# Brief
All entries are to be quoted exactly; the images stay out of the copy.

# Supplied records
## BEGIN

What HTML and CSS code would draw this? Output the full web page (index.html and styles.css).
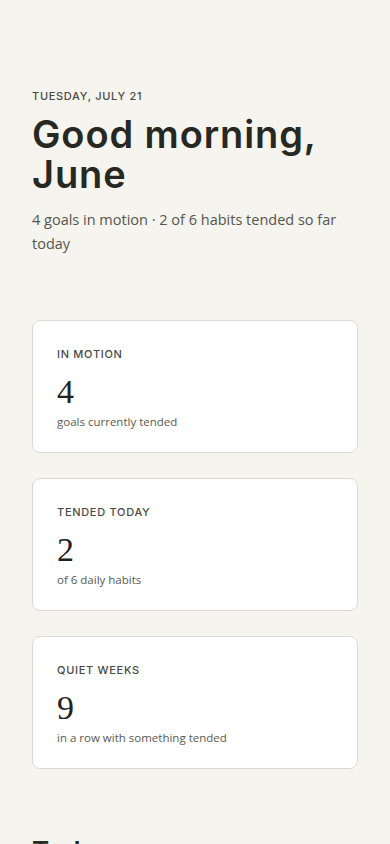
FILE: index.html
```html
<!DOCTYPE html>
<html lang="en">
<head>
  <meta charset="UTF-8">
  <title>Today</title>
  <link rel="stylesheet" href="styles.css">
</head>
<body>
  <main class="page">
    <header class="greeting">
      <p class="date">Tuesday, July 21</p>
      <h1>Good morning, June</h1>
      <p class="summary">4 goals in motion · 2 of 6 habits tended so far today</p>
    </header>

    <section class="stats">
      <div class="card">
        <p class="label">In motion</p>
        <p class="num">4</p>
        <p class="caption">goals currently tended</p>
      </div>
      <div class="card">
        <p class="label">Tended today</p>
        <p class="num">2</p>
        <p class="caption">of 6 daily habits</p>
      </div>
      <div class="card">
        <p class="label">Quiet weeks</p>
        <p class="num">9</p>
        <p class="caption">in a row with something tended</p>
      </div>
    </section>

    <section class="today">
      <h2>Today</h2>
    </section>
  </main>
</body>
</html>
```

FILE: styles.css
```css
body {
  margin: 0;
  background: #f6f4ef;
  color: #2a2b25;
  font-family: "Open Sans", "Noto Sans", sans-serif;
}
p {
  margin: 0;
}
.page {
  padding: 88px 32px 40px;
}
.date {
  font-family: Inter, sans-serif;
  font-size: 11px;
  line-height: 16px;
  letter-spacing: 0.7px;
  text-transform: uppercase;
  font-weight: 500;
  color: #4a4a44;
}
h1 {
  margin: 10px 0 0;
  font-family: Inter, sans-serif;
  font-size: 38px;
  line-height: 40px;
  font-weight: 600;
  letter-spacing: 0.9px;
  color: #272822;
}
.summary {
  margin-top: 14px;
  font-size: 14.5px;
  line-height: 24px;
  color: #55554f;
}
.stats {
  margin-top: 64px;
  display: flex;
  flex-direction: column;
  gap: 25px;
}
.card {
  background: #fff;
  border: 1px solid #ddd9d0;
  border-radius: 8px;
  padding: 26px 24px 22px;
}
.label {
  font-family: Inter, sans-serif;
  font-size: 11px;
  line-height: 14px;
  letter-spacing: 0.7px;
  text-transform: uppercase;
  font-weight: 500;
  color: #4a4a44;
}
.num {
  margin-top: 11px;
  font-family: "Liberation Serif", serif;
  font-size: 34px;
  line-height: 40px;
  color: #22231e;
}
.caption {
  margin-top: 2px;
  font-size: 11.5px;
  line-height: 16px;
  color: #5a5a54;
}
.today h2 {
  margin: 66px 0 0;
  font-family: Inter, sans-serif;
  font-size: 26px;
  line-height: 32px;
  font-weight: 600;
  letter-spacing: 0.6px;
  color: #272822;
}
```
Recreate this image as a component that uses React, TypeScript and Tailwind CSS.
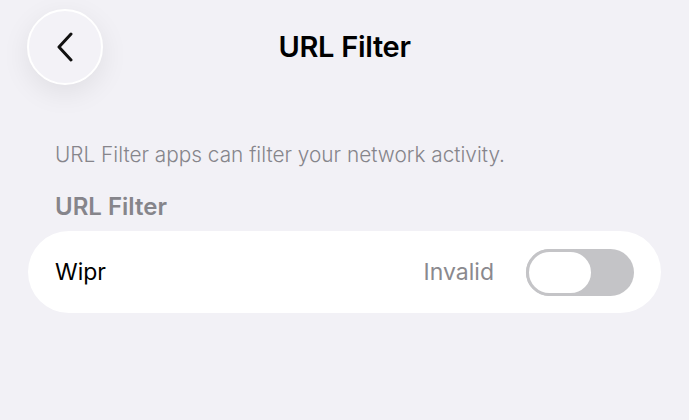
export default function App() {
  return (
    <div
      className="h-[420px] w-[689px] overflow-hidden bg-[#f2f1f6]"
      style={{ fontFamily: "Inter, 'Noto Sans', sans-serif" }}
    >
      <div className="relative flex h-[94px] items-center justify-center">
        <button className="absolute left-[27px] top-[9px] flex h-[76px] w-[76px] items-center justify-center rounded-full border-2 border-white bg-[#f3f2f7] shadow-[0_8px_28px_rgba(0,0,0,0.08)]">
          <svg width="18" height="30" viewBox="0 0 18 30" fill="none">
            <path
              d="M15 2 L3 15 L15 28"
              stroke="#111"
              strokeWidth="3"
              strokeLinecap="round"
              strokeLinejoin="round"
            />
          </svg>
        </button>
        <h1 className="text-[29px] font-semibold tracking-[-0.3px] text-black">
          URL Filter
        </h1>
      </div>

      <div className="px-[28px] pt-[47px]">
        <p className="px-[27px] text-[20.8px] font-light leading-[28px] text-[#86858b]">
          URL Filter apps can filter your network activity.
        </p>
        <h2 className="mt-[24px] px-[27px] text-[24px] font-semibold leading-[28px] text-[#86858b]">
          URL Filter
        </h2>
        <div className="mt-[10px] flex h-[82px] items-center rounded-[41px] bg-white pl-[27px] pr-[27px]">
          <span className="flex-1 text-[23px] text-black">Wipr</span>
          <span className="mr-[32px] text-[23px] text-[#8a898e]">Invalid</span>
          <div className="flex h-[47px] w-[108px] items-center rounded-full bg-[#c4c4c7]">
            <div className="h-[47px] w-[68px] rounded-full border-[3px] border-[#c4c4c7] bg-white" />
          </div>
        </div>
      </div>
    </div>
  );
}
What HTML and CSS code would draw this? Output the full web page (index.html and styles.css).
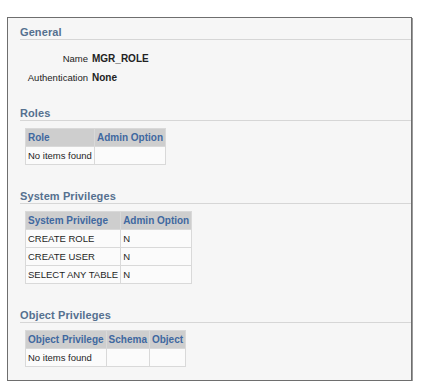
FILE: index.html
```html
<!DOCTYPE html>
<html>
<head>
<meta charset="utf-8">
<link rel="stylesheet" href="styles.css">
</head>
<body>
<div class="frame">
  <section class="sec sec-general">
    <h2 class="head">General</h2>
    <div class="props">
      <div class="lbl">Name</div><div class="val">MGR_ROLE</div>
      <div class="lbl">Authentication</div><div class="val">None</div>
    </div>
  </section>
  <section class="sec">
    <h2 class="head">Roles</h2>
    <table class="grid">
      <tr><th>Role</th><th>Admin Option</th></tr>
      <tr><td>No items found</td><td></td></tr>
    </table>
  </section>
  <section class="sec">
    <h2 class="head">System Privileges</h2>
    <table class="grid">
      <tr><th>System Privilege</th><th>Admin Option</th></tr>
      <tr><td>CREATE ROLE</td><td>N</td></tr>
      <tr><td>CREATE USER</td><td>N</td></tr>
      <tr><td>SELECT ANY TABLE</td><td>N</td></tr>
    </table>
  </section>
  <section class="sec">
    <h2 class="head">Object Privileges</h2>
    <table class="grid">
      <tr><th>Object Privilege</th><th>Schema</th><th>Object</th></tr>
      <tr><td>No items found</td><td></td><td></td></tr>
    </table>
  </section>
</div>
</body>
</html>
```

FILE: styles.css
```css
html, body {
  margin: 0;
  padding: 0;
  background: #ffffff;
}
body {
  font-family: "Liberation Sans", Arial, sans-serif;
  color: #222;
  padding: 17px 0 0 7px;
}
.frame {
  width: 405px;
  height: 364px;
  box-sizing: border-box;
  background: #f6f6f6;
  border: 1px solid #6e6e6e;
  box-shadow: 1px 1px 0 #9a9a9a;
  padding: 8px 0 0 12px;
}
.sec {
  margin-bottom: 25px;
}
.sec-general {
  margin-bottom: 20px;
}
.head {
  margin: 0;
  font-size: 11px;
  line-height: 13px;
  font-weight: bold;
  color: #55708f;
  border-bottom: 1px solid #d6d6d6;
  letter-spacing: 0.1px;
}
.props {
  display: grid;
  grid-template-columns: 68px auto;
  column-gap: 4px;
  margin-top: 9px;
  font-size: 9.5px;
  line-height: 19px;
}
.lbl {
  text-align: right;
}
.val {
  font-weight: bold;
  font-size: 10px;
}
.grid {
  margin: 7px 0 0 5px;
  border-collapse: separate;
  border-spacing: 1px;
  background: #d9d9d9;
  font-size: 9.5px;
}
.grid th, .grid td {
  height: 17px;
  padding: 0 2px;
  text-align: left;
  white-space: nowrap;
}
.grid th {
  background: #cecece;
  color: #3f68a0;
  font-weight: bold;
  font-size: 10px;
}
.grid td {
  background: #fbfbfb;
  color: #1e1e1e;
}
```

## END

# Written answer
What HTML and CSS code would draw this? Output the full web page (index.html and styles.css).
FILE: index.html
```html
<!DOCTYPE html>
<html lang="en">
<head>
  <meta charset="UTF-8">
  <title>Today</title>
  <link rel="stylesheet" href="styles.css">
</head>
<body>
  <main class="page">
    <header class="greeting">
      <p class="date">Tuesday, July 21</p>
      <h1>Good morning, June</h1>
      <p class="summary">4 goals in motion · 2 of 6 habits tended so far today</p>
    </header>

    <section class="stats">
      <div class="card">
        <p class="label">In motion</p>
        <p class="num">4</p>
        <p class="caption">goals currently tended</p>
      </div>
      <div class="card">
        <p class="label">Tended today</p>
        <p class="num">2</p>
        <p class="caption">of 6 daily habits</p>
      </div>
      <div class="card">
        <p class="label">Quiet weeks</p>
        <p class="num">9</p>
        <p class="caption">in a row with something tended</p>
      </div>
    </section>

    <section class="today">
      <h2>Today</h2>
    </section>
  </main>
</body>
</html>
```

FILE: styles.css
```css
body {
  margin: 0;
  background: #f6f4ef;
  color: #2a2b25;
  font-family: "Open Sans", "Noto Sans", sans-serif;
}
p {
  margin: 0;
}
.page {
  padding: 88px 32px 40px;
}
.date {
  font-family: Inter, sans-serif;
  font-size: 11px;
  line-height: 16px;
  letter-spacing: 0.7px;
  text-transform: uppercase;
  font-weight: 500;
  color: #4a4a44;
}
h1 {
  margin: 10px 0 0;
  font-family: Inter, sans-serif;
  font-size: 38px;
  line-height: 40px;
  font-weight: 600;
  letter-spacing: 0.9px;
  color: #272822;
}
.summary {
  margin-top: 14px;
  font-size: 14.5px;
  line-height: 24px;
  color: #55554f;
}
.stats {
  margin-top: 64px;
  display: flex;
  flex-direction: column;
  gap: 25px;
}
.card {
  background: #fff;
  border: 1px solid #ddd9d0;
  border-radius: 8px;
  padding: 26px 24px 22px;
}
.label {
  font-family: Inter, sans-serif;
  font-size: 11px;
  line-height: 14px;
  letter-spacing: 0.7px;
  text-transform: uppercase;
  font-weight: 500;
  color: #4a4a44;
}
.num {
  margin-top: 11px;
  font-family: "Liberation Serif", serif;
  font-size: 34px;
  line-height: 40px;
  color: #22231e;
}
.caption {
  margin-top: 2px;
  font-size: 11.5px;
  line-height: 16px;
  color: #5a5a54;
}
.today h2 {
  margin: 66px 0 0;
  font-family: Inter, sans-serif;
  font-size: 26px;
  line-height: 32px;
  font-weight: 600;
  letter-spacing: 0.6px;
  color: #272822;
}
```
Recreate this image as a component that uses React, TypeScript and Tailwind CSS.
export default function App() {
  return (
    <div
      className="h-[420px] w-[689px] overflow-hidden bg-[#f2f1f6]"
      style={{ fontFamily: "Inter, 'Noto Sans', sans-serif" }}
    >
      <div className="relative flex h-[94px] items-center justify-center">
        <button className="absolute left-[27px] top-[9px] flex h-[76px] w-[76px] items-center justify-center rounded-full border-2 border-white bg-[#f3f2f7] shadow-[0_8px_28px_rgba(0,0,0,0.08)]">
          <svg width="18" height="30" viewBox="0 0 18 30" fill="none">
            <path
              d="M15 2 L3 15 L15 28"
              stroke="#111"
              strokeWidth="3"
              strokeLinecap="round"
              strokeLinejoin="round"
            />
          </svg>
        </button>
        <h1 className="text-[29px] font-semibold tracking-[-0.3px] text-black">
          URL Filter
        </h1>
      </div>

      <div className="px-[28px] pt-[47px]">
        <p className="px-[27px] text-[20.8px] font-light leading-[28px] text-[#86858b]">
          URL Filter apps can filter your network activity.
        </p>
        <h2 className="mt-[24px] px-[27px] text-[24px] font-semibold leading-[28px] text-[#86858b]">
          URL Filter
        </h2>
        <div className="mt-[10px] flex h-[82px] items-center rounded-[41px] bg-white pl-[27px] pr-[27px]">
          <span className="flex-1 text-[23px] text-black">Wipr</span>
          <span className="mr-[32px] text-[23px] text-[#8a898e]">Invalid</span>
          <div className="flex h-[47px] w-[108px] items-center rounded-full bg-[#c4c4c7]">
            <div className="h-[47px] w-[68px] rounded-full border-[3px] border-[#c4c4c7] bg-white" />
          </div>
        </div>
      </div>
    </div>
  );
}
What HTML and CSS code would draw this? Output the full web page (index.html and styles.css).
FILE: index.html
```html
<!DOCTYPE html>
<html>
<head>
<meta charset="utf-8">
<link rel="stylesheet" href="styles.css">
</head>
<body>
<div class="frame">
  <section class="sec sec-general">
    <h2 class="head">General</h2>
    <div class="props">
      <div class="lbl">Name</div><div class="val">MGR_ROLE</div>
      <div class="lbl">Authentication</div><div class="val">None</div>
    </div>
  </section>
  <section class="sec">
    <h2 class="head">Roles</h2>
    <table class="grid">
      <tr><th>Role</th><th>Admin Option</th></tr>
      <tr><td>No items found</td><td></td></tr>
    </table>
  </section>
  <section class="sec">
    <h2 class="head">System Privileges</h2>
    <table class="grid">
      <tr><th>System Privilege</th><th>Admin Option</th></tr>
      <tr><td>CREATE ROLE</td><td>N</td></tr>
      <tr><td>CREATE USER</td><td>N</td></tr>
      <tr><td>SELECT ANY TABLE</td><td>N</td></tr>
    </table>
  </section>
  <section class="sec">
    <h2 class="head">Object Privileges</h2>
    <table class="grid">
      <tr><th>Object Privilege</th><th>Schema</th><th>Object</th></tr>
      <tr><td>No items found</td><td></td><td></td></tr>
    </table>
  </section>
</div>
</body>
</html>
```

FILE: styles.css
```css
html, body {
  margin: 0;
  padding: 0;
  background: #ffffff;
}
body {
  font-family: "Liberation Sans", Arial, sans-serif;
  color: #222;
  padding: 17px 0 0 7px;
}
.frame {
  width: 405px;
  height: 364px;
  box-sizing: border-box;
  background: #f6f6f6;
  border: 1px solid #6e6e6e;
  box-shadow: 1px 1px 0 #9a9a9a;
  padding: 8px 0 0 12px;
}
.sec {
  margin-bottom: 25px;
}
.sec-general {
  margin-bottom: 20px;
}
.head {
  margin: 0;
  font-size: 11px;
  line-height: 13px;
  font-weight: bold;
  color: #55708f;
  border-bottom: 1px solid #d6d6d6;
  letter-spacing: 0.1px;
}
.props {
  display: grid;
  grid-template-columns: 68px auto;
  column-gap: 4px;
  margin-top: 9px;
  font-size: 9.5px;
  line-height: 19px;
}
.lbl {
  text-align: right;
}
.val {
  font-weight: bold;
  font-size: 10px;
}
.grid {
  margin: 7px 0 0 5px;
  border-collapse: separate;
  border-spacing: 1px;
  background: #d9d9d9;
  font-size: 9.5px;
}
.grid th, .grid td {
  height: 17px;
  padding: 0 2px;
  text-align: left;
  white-space: nowrap;
}
.grid th {
  background: #cecece;
  color: #3f68a0;
  font-weight: bold;
  font-size: 10px;
}
.grid td {
  background: #fbfbfb;
  color: #1e1e1e;
}
```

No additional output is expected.